## EXERCISE DESCRIPTION
Count how many lines of the material below have the word "Tailwind" and give only the number.

>> BEGIN PROVIDED MATERIAL

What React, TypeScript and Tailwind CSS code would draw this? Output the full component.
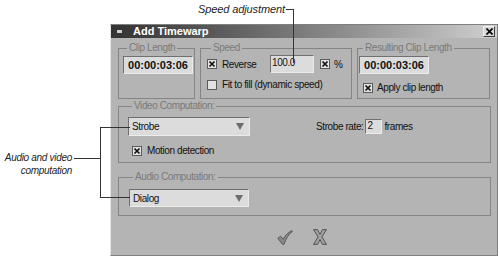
import type { ReactNode } from "react";

// Small pieces of the old-style dialog
function Check({ on }: { on?: boolean }) {
  return (
    <span className="flex h-[10px] w-[10px] shrink-0 items-center justify-center border border-[#5a5a5a] bg-[#e2e2e2]">
      {on && (
        <svg width="8" height="8" viewBox="0 0 8 8">
          <path d="M1.5 1.5L6.5 6.5M6.5 1.5L1.5 6.5" stroke="#111" strokeWidth="1.7" />
        </svg>
      )}
    </span>
  );
}

function Group({ title, className, children }: { title: string; className: string; children?: ReactNode }) {
  return (
    <fieldset className={"border border-[#858585] " + className}>
      <legend className="ml-[4px] px-[2px] text-[10px] leading-[12px] tracking-[-0.4px] text-[#7a7a7a]">
        {title}
      </legend>
      {children}
    </fieldset>
  );
}

function Box({ className, children }: { className: string; children?: ReactNode }) {
  return (
    <div
      className={
        "flex border border-t-[#707070] border-l-[#707070] border-b-[#ececec] border-r-[#ececec] bg-[#dcdcdc] " +
        className
      }
    >
      {children}
    </div>
  );
}

function Select({ value, className }: { value: string; className: string }) {
  return (
    <Box className={"items-center justify-between pl-[3px] pr-[5px] " + className}>
      <span>{value}</span>
      <svg width="8" height="7" viewBox="0 0 8 7">
        <path d="M0 0H8L4 7Z" fill="#6e6e6e" />
      </svg>
    </Box>
  );
}

export default function App() {
  return (
    <div className="relative h-[257px] w-[500px] overflow-hidden bg-white font-['Liberation_Sans',Arial,sans-serif]">
      {/* dialog */}
      <div className="ml-[110px] mt-[24px] flex h-[232px] w-[388px] flex-col border border-[#808080] border-l-[#e6e6e6] bg-[#b4b4b4]">
        {/* title bar */}
        <div className="flex h-[13px] items-center bg-gradient-to-r from-[#333333] to-[#d0d0d0] pl-[6px] pr-[2px]">
          <span className="h-[3px] w-[5px] bg-[#cfcfcf]" />
          <span className="ml-[11px] text-[11px] font-bold leading-none text-white">Add Timewarp</span>
          <span className="ml-auto flex h-[11px] w-[12px] items-center justify-center border border-t-[#f2f2f2] border-l-[#f2f2f2] border-b-[#3c3c3c] border-r-[#3c3c3c] bg-[#d6d6d6]">
            <svg width="7" height="7" viewBox="0 0 7 7">
              <path d="M0.5 0.5L6.5 6.5M6.5 0.5L0.5 6.5" stroke="#000" strokeWidth="1.6" />
            </svg>
          </span>
        </div>

        <div className="flex flex-col pl-[7px] text-[10px] tracking-[-0.4px] text-[#111]">
          {/* top row */}
          <div className="mt-[4px] flex gap-[5px]">
            <Group title="Clip Length" className="h-[57px] w-[77px] pl-[4px]">
              <Box className="mt-[2px] h-[18px] w-[70px] items-center justify-center">
                <span className="text-[11px] font-bold tracking-[0px]">00:00:03:06</span>
              </Box>
            </Group>

            <Group title="Speed" className="h-[57px] w-[152px] pl-[6px]">
              <div className="mt-[1px] flex h-[18px] items-center">
                <Check on />
                <span className="ml-[5px] w-[48px]">Reverse</span>
                <Box className="h-[18px] w-[44px] items-start pl-[1px]">
                  <span className="leading-[13px]">100.0</span>
                </Box>
                <span className="ml-[6px]">
                  <Check on />
                </span>
                <span className="ml-[4px]">%</span>
              </div>
              <div className="mt-[5px] flex h-[13px] items-center">
                <Check />
                <span className="ml-[5px]">Fit to fill (dynamic speed)</span>
              </div>
            </Group>

            <Group title="Resulting Clip Length" className="h-[57px] w-[133px] pl-[1px]">
              <Box className="mt-[2px] h-[18px] w-[70px] items-center justify-center">
                <span className="text-[11px] font-bold tracking-[0px]">00:00:03:06</span>
              </Box>
              <div className="mt-[7px] flex h-[13px] items-center pl-[4px]">
                <Check on />
                <span className="ml-[4px]">Apply clip length</span>
              </div>
            </Group>
          </div>

          {/* video */}
          <Group title="Video Computation:" className="mt-[1px] h-[63px] w-[373px] pl-[9px]">
            <div className="mt-[5px] flex items-center">
              <Select value="Strobe" className="h-[19px] w-[122px]" />
              <div className="ml-[66px] flex items-center">
                <span>Strobe rate:</span>
                <Box className="ml-[2px] h-[15px] w-[17px] items-start pl-[1px]">
                  <span className="leading-[12px]">2</span>
                </Box>
                <span className="ml-[2px]">frames</span>
              </div>
            </div>
            <div className="mt-[8px] flex h-[13px] items-center pl-[4px]">
              <Check on />
              <span className="ml-[5px]">Motion detection</span>
            </div>
          </Group>

          {/* audio */}
          <Group title="Audio Computation:" className="mt-[8px] h-[45px] w-[373px] pl-[10px]">
            <Select value="Dialog" className="mt-[6px] h-[18px] w-[120px]" />
          </Group>

          {/* ok / cancel */}
          <div className="mt-[13px] flex items-center gap-[20px] pl-[159px]">
            <svg width="16" height="15" viewBox="0 0 16 15">
              <path
                d="M0.8 8.2L3.6 6.2L6.2 9.2C8.2 5.6 10.8 2.6 14.8 0.6L15.4 1.6C11.8 4.2 9 8.2 7 14.2L5.6 14.4Z"
                fill="#8a8a8a"
                stroke="#474747"
                strokeWidth="0.8"
              />
            </svg>
            <svg width="14" height="16" viewBox="0 0 14 16">
              <path
                d="M0.6 0.6H4.4L7 5.4L9.6 0.6H13.4L8.9 7.9L13.4 15.4H9.6L7 10.6L4.4 15.4H0.6L5.1 7.9Z"
                fill="#a2a2a2"
                stroke="#474747"
                strokeWidth="0.9"
              />
            </svg>
          </div>
        </div>
      </div>

      {/* callout: speed adjustment */}
      <span className="absolute right-[215px] top-[3px] whitespace-nowrap text-[11px] italic leading-[13px] tracking-[-0.1px] text-[#1e1e1e]">
        Speed adjustment
      </span>
      <div className="absolute left-[286px] top-[9px] h-px w-[8px] bg-[#333]" />
      <div className="absolute left-[293px] top-[9px] h-[54px] w-px bg-[#333]" />

      {/* callout: audio and video computation */}
      <div className="absolute right-[428px] top-[151px] whitespace-nowrap text-right text-[10px] italic leading-[13px] tracking-[-0.3px] text-[#1e1e1e]">
        <div>Audio and video</div>
        <div>computation</div>
      </div>
      <div className="absolute left-[74px] top-[158px] h-px w-[26px] bg-[#333]" />
      <div className="absolute left-[100px] top-[127px] h-[71px] w-px bg-[#333]" />
      <div className="absolute left-[100px] top-[127px] h-px w-[30px] bg-[#333]" />
      <div className="absolute left-[100px] top-[197px] h-px w-[30px] bg-[#333]" />
    </div>
  );
}
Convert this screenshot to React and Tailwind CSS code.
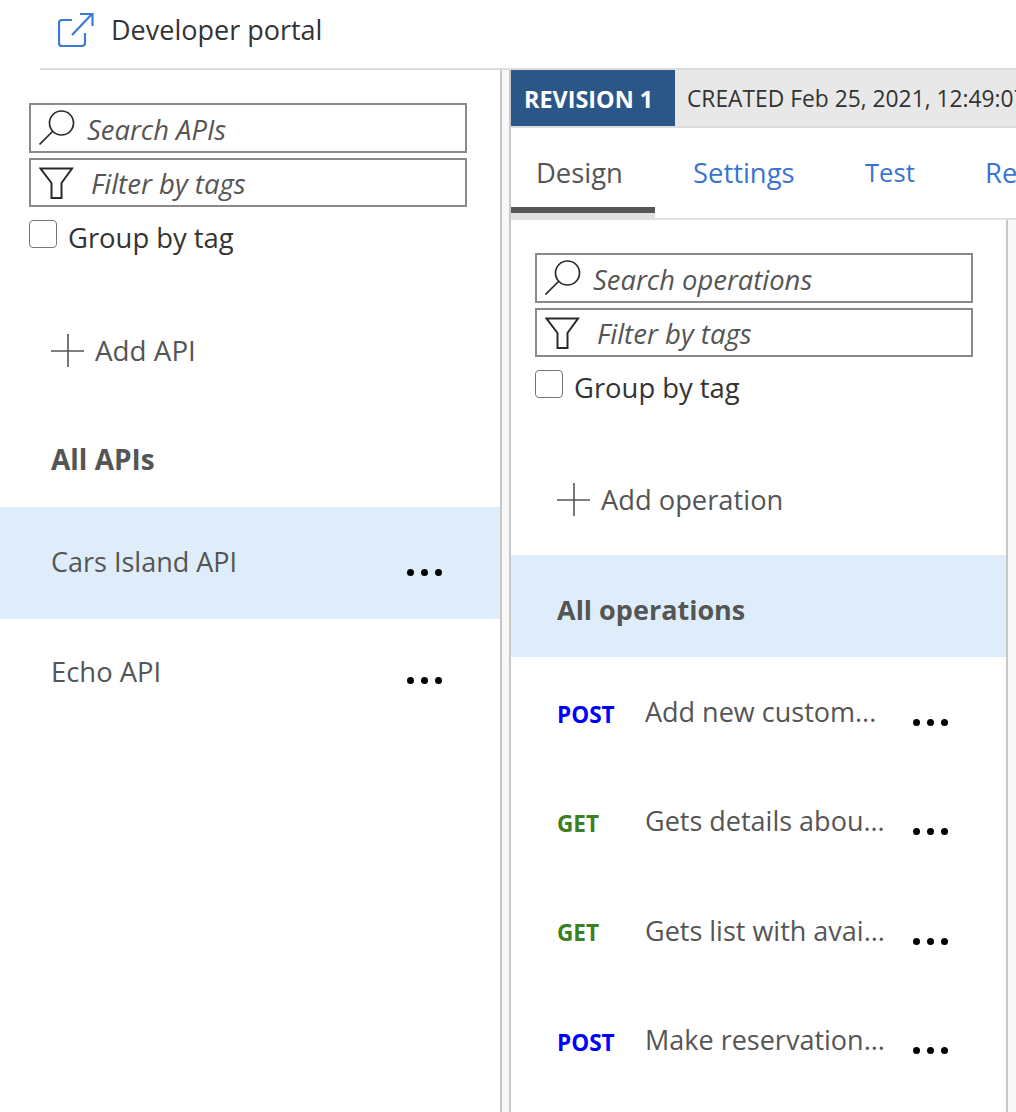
const font = "font-['Open_Sans',sans-serif]";

const SearchIcon = () => (
  <svg width="36" height="36" viewBox="0 0 36 36" fill="none" stroke="#2a2a2a" strokeWidth="1.7" className="shrink-0">
    <circle cx="22.5" cy="13" r="12" />
    <path d="M13.5 21.5 L0.5 34.5" />
  </svg>
);

const FilterIcon = () => (
  <svg width="36" height="34" viewBox="0 0 36 34" fill="none" stroke="#2a2a2a" strokeWidth="2" className="shrink-0">
    <path d="M1.5 2.5 H33 L22.5 17 V32 H12.5 V17 Z" />
  </svg>
);

const PlusIcon = () => (
  <svg width="34" height="34" viewBox="0 0 34 34" fill="none" stroke="#555" strokeWidth="1.6" className="shrink-0">
    <path d="M0 17 H33 M17 0 V33" />
  </svg>
);

const Dots = () => (
  <div className="flex gap-[7px]">
    <span className="w-[7px] h-[7px] rounded-full bg-black" />
    <span className="w-[7px] h-[7px] rounded-full bg-black" />
    <span className="w-[7px] h-[7px] rounded-full bg-black" />
  </div>
);

const Filters = ({ placeholder }) => (
  <div className="w-[438px] flex flex-col gap-[5px]">
    <div className="h-[50px] border-2 border-[#8a8a8a] flex items-center pl-2 gap-[12px]">
      <SearchIcon />
      <span className="text-[27.4px] leading-[40px] pt-[3px] italic text-[#555]">{placeholder}</span>
    </div>
    <div className="h-[49px] border-2 border-[#8a8a8a] flex items-center pl-2 gap-4">
      <FilterIcon />
      <span className="text-[27.6px] leading-[40px] pt-[1px] italic text-[#555]">Filter by tags</span>
    </div>
    <div className="flex items-start gap-[11px] mt-2">
      <span className="w-[28px] h-[28px] border border-[#777] rounded-[4px] bg-white" />
      <span className="text-[27.4px] leading-[36px] text-[#333]">Group by tag</span>
    </div>
  </div>
);

const operations = [
  { method: 'POST', color: 'text-[#0000ff]', title: 'Add new custom...' },
  { method: 'GET', color: 'text-[#3b8121]', title: 'Gets details abou...' },
  { method: 'GET', color: 'text-[#3b8121]', title: 'Gets list with avai...' },
  { method: 'POST', color: 'text-[#0000ff]', title: 'Make reservation...' },
];

export default function App() {
  return (
    <div className={`${font} w-[1016px] h-[1112px] overflow-hidden bg-white flex flex-col`}>
      {/* Top bar */}
      <div className="h-[68px] shrink-0 flex items-center pl-[58px] pb-[8px] gap-[17px]">
        <svg width="36" height="36" viewBox="0 0 36 36" fill="none" stroke="#3a7cd2" strokeWidth="2.2">
          <path d="M14 8 H4 Q1 8 1 11 V31 Q1 34 4 34 H24 Q27 34 27 31 V21" />
          <path d="M14 23 L34 2 M22 2 H34.5 V14" />
        </svg>
        <span className="text-[27px] text-[#333]">Developer portal</span>
      </div>

      <div className="ml-[40px] h-[2px] shrink-0 bg-[#dcdcdc]" />

      <div className="flex flex-1 min-h-0">
        {/* API list */}
        <div className="w-[500px] shrink-0 flex flex-col pt-[33px]">
          <div className="pl-[29px]">
            <Filters placeholder="Search APIs" />
          </div>
          <div className="flex items-center gap-[10px] pl-[51px] mt-[78px] h-[34px]">
            <PlusIcon />
            <span className="text-[27.8px] text-[#555]">Add API</span>
          </div>
          <div className="pl-[51px] pb-[2px] mt-[74px] h-[36px] flex items-center text-[28px] font-bold text-[#555]">All APIs</div>
          <div className="mt-[29px] h-[112px] bg-[#dfedfb] flex pl-[51px] pr-[58px] justify-between">
            <span className="text-[27px] text-[#555] mt-[36px] leading-[38px]">Cars Island API</span>
            <div className="mt-[62px]"><Dots /></div>
          </div>
          <div className="h-[112px] flex pl-[51px] pr-[58px] justify-between">
            <span className="text-[27.4px] text-[#555] mt-[34px] leading-[38px]">Echo API</span>
            <div className="mt-[58px]"><Dots /></div>
          </div>
        </div>

        <div className="w-[2px] shrink-0 bg-[#c8c8c8]" />
        <div className="w-[7px] shrink-0 bg-[#f8f8f8]" />
        <div className="w-[2px] shrink-0 bg-[#c8c8c8]" />

        {/* Revision pane */}
        <div className="flex-1 min-w-0 flex flex-col overflow-hidden">
          <div className="h-[58px] shrink-0 flex bg-[#e8e8e8] border-b-2 border-[#dddddd] whitespace-nowrap">
            <div className="w-[164px] shrink-0 bg-[#2b5788] text-white font-bold text-[23.4px] flex items-center pl-[13px] pt-[3px]">REVISION 1</div>
            <div className="pl-[12px] pt-[3px] flex items-center text-[22.8px] text-[#333]">CREATED Feb 25, 2021, 12:49:07 PM</div>
          </div>

          <div className="h-[92px] shrink-0 flex whitespace-nowrap text-[27.4px] leading-[40px] text-[#3a74d0] border-b-2 border-[#e0e0e0]">
            <div className="w-[144px] shrink-0 bg-[#e0e0e0] pb-[5px]">
              <div className="h-full bg-white pl-[25px] pt-[25px] text-[#555] border-b-[6px] border-[#555]">Design</div>
            </div>
            <div className="w-[172px] shrink-0 pl-[38px] pt-[25px]">Settings</div>
            <div className="w-[158px] shrink-0 pl-[38px] pt-[25px] text-[25.6px]">Test</div>
            <div className="pt-[25px]">Revisions</div>
          </div>

          <div className="flex flex-1 min-h-0">
            <div className="w-[495px] shrink-0 flex flex-col pt-[33px]">
              <div className="pl-[24px]">
                <Filters placeholder="Search operations" />
              </div>
              <div className="flex items-center gap-[10px] pl-[46px] mt-[77px] h-[34px]">
                <PlusIcon />
                <span className="text-[27.3px] text-[#555]">Add operation</span>
              </div>
              <div className="mt-[38px] h-[102px] shrink-0 bg-[#dfedfb] flex items-center pl-[46px] pt-[8px] text-[27px] font-bold text-[#555]">All operations</div>
              {operations.map((op, i) => (
                <div key={i} className="h-[109.4px] shrink-0 flex pl-[46px]">
                  <span className={`w-[88px] shrink-0 mt-[43.6px] text-[22.6px] font-bold leading-[28px] ${op.color}`}>{op.method}</span>
                  <span className="w-[268px] shrink-0 mt-[36px] text-[27px] text-[#555] leading-[38px] whitespace-nowrap">{op.title}</span>
                  <div className="mt-[62px]"><Dots /></div>
                </div>
              ))}
            </div>
            <div className="w-[2px] shrink-0 bg-[#c8c8c8]" />
            <div className="flex-1 bg-[#f8f8f8]" />
          </div>
        </div>
      </div>
    </div>
  );
}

>> END PROVIDED MATERIAL

## RESULT OF THE EXERCISE
2